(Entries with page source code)
|---|

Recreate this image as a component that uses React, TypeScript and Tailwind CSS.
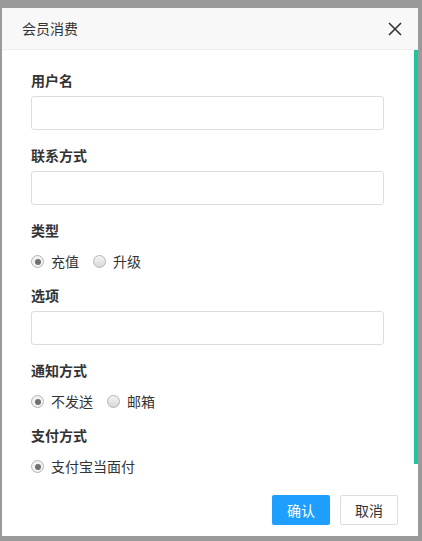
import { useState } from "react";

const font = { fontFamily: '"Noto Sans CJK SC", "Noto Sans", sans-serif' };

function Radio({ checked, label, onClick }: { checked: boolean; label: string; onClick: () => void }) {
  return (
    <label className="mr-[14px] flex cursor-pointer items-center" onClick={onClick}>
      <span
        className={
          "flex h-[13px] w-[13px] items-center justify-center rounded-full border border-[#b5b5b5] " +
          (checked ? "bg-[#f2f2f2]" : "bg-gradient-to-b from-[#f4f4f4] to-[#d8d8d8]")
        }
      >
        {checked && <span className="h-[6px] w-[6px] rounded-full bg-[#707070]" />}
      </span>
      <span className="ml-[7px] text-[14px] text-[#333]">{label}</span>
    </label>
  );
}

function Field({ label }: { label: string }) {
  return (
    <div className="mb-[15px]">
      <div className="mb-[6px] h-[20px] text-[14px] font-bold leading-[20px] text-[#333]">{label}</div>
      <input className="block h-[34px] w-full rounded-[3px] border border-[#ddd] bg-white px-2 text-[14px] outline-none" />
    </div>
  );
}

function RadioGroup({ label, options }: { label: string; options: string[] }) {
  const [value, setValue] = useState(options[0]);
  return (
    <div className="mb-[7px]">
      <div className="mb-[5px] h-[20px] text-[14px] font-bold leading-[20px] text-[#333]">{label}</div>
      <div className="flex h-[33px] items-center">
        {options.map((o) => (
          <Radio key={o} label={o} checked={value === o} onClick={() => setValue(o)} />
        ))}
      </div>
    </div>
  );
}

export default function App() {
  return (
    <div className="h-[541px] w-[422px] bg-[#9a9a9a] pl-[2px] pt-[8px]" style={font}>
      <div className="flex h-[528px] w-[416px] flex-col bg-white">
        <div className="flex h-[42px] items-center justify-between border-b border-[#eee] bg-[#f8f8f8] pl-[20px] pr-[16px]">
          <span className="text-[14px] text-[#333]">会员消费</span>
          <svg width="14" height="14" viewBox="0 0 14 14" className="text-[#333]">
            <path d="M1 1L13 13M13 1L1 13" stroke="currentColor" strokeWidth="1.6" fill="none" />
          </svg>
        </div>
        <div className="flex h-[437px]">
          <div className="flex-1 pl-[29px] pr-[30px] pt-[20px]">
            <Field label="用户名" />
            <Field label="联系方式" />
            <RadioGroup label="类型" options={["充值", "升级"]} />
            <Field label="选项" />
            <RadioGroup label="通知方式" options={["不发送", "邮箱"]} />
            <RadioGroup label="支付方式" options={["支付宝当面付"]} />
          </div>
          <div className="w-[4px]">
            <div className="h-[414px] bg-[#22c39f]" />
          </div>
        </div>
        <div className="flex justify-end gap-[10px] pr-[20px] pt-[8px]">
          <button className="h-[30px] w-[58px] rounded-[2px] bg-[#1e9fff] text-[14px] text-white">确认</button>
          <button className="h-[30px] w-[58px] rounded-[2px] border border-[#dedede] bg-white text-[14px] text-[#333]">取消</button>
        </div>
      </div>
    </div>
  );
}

|---|

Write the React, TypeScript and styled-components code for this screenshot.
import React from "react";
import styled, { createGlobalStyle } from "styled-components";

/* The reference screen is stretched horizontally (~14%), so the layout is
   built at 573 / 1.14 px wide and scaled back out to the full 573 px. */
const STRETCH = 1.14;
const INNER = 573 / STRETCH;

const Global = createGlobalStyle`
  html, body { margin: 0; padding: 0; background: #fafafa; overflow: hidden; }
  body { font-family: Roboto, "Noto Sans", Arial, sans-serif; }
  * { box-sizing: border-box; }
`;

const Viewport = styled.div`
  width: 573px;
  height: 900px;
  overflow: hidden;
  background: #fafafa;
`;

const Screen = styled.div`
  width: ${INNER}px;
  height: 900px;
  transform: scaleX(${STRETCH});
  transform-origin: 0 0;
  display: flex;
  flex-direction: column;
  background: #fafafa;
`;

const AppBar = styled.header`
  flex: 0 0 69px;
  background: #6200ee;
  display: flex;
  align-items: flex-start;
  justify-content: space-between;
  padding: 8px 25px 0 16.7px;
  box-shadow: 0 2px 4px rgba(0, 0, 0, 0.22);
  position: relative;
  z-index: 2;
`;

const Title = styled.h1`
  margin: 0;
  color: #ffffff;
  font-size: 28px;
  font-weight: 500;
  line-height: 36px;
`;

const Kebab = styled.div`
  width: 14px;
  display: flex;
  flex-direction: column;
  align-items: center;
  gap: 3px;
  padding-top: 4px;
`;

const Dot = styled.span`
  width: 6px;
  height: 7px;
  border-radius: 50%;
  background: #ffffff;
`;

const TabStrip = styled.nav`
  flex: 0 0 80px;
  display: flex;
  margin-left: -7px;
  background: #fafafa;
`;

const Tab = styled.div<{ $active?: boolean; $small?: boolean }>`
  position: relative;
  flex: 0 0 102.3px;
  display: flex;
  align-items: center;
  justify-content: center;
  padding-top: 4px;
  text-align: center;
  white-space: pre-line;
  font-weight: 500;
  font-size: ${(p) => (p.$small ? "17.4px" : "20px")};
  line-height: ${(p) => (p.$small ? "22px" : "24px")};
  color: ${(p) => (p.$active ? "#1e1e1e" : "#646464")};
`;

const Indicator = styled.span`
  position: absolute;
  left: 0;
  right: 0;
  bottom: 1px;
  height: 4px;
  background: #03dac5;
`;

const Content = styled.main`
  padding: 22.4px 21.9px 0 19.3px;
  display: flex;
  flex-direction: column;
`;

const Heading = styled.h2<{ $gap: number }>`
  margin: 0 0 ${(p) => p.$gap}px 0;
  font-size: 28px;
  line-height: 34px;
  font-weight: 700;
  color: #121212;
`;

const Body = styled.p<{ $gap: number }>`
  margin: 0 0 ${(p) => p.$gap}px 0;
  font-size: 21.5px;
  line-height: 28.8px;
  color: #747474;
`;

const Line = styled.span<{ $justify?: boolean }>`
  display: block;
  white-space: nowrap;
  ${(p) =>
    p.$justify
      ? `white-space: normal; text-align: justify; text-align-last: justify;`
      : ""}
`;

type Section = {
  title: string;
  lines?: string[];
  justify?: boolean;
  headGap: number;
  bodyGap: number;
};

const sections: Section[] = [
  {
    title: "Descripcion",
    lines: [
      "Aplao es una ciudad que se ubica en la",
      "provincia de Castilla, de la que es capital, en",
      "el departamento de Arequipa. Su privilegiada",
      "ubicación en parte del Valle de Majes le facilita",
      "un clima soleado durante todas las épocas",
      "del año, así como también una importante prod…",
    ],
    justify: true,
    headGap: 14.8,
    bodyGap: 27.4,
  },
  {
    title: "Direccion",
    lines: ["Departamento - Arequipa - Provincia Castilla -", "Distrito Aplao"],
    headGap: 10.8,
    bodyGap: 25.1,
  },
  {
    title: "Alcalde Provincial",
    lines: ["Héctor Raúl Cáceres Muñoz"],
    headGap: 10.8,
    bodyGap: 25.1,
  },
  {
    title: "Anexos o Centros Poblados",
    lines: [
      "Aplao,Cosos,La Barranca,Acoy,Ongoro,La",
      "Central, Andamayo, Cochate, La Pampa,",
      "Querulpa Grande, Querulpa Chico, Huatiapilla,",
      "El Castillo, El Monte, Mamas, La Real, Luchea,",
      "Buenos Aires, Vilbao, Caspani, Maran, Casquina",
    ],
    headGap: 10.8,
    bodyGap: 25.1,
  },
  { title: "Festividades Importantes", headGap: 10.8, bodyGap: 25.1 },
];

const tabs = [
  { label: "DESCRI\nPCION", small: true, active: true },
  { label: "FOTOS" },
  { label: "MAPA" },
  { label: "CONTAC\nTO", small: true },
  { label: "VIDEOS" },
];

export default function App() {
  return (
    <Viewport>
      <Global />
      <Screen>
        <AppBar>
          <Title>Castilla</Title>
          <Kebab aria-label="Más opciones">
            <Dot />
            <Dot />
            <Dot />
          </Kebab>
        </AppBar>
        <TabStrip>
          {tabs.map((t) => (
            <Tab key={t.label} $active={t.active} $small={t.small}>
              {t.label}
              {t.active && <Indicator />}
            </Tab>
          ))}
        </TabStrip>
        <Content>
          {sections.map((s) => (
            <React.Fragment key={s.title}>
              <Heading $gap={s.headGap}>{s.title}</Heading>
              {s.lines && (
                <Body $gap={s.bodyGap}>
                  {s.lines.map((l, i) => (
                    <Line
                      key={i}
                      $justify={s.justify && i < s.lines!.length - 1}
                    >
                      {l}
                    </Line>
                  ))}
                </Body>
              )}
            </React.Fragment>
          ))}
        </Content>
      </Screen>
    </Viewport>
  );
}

|---|

--- WHAT TO WORK ON ---
Starting at the line that holds "Write the React, TypeScript", copy each line exactly and stop after the line that holds "const INNER = 573 / STRETCH;".

--- ANSWER TO THE PROBLEM ---
Write the React, TypeScript and styled-components code for this screenshot.
import React from "react";
import styled, { createGlobalStyle } from "styled-components";

/* The reference screen is stretched horizontally (~14%), so the layout is
   built at 573 / 1.14 px wide and scaled back out to the full 573 px. */
const STRETCH = 1.14;
const INNER = 573 / STRETCH;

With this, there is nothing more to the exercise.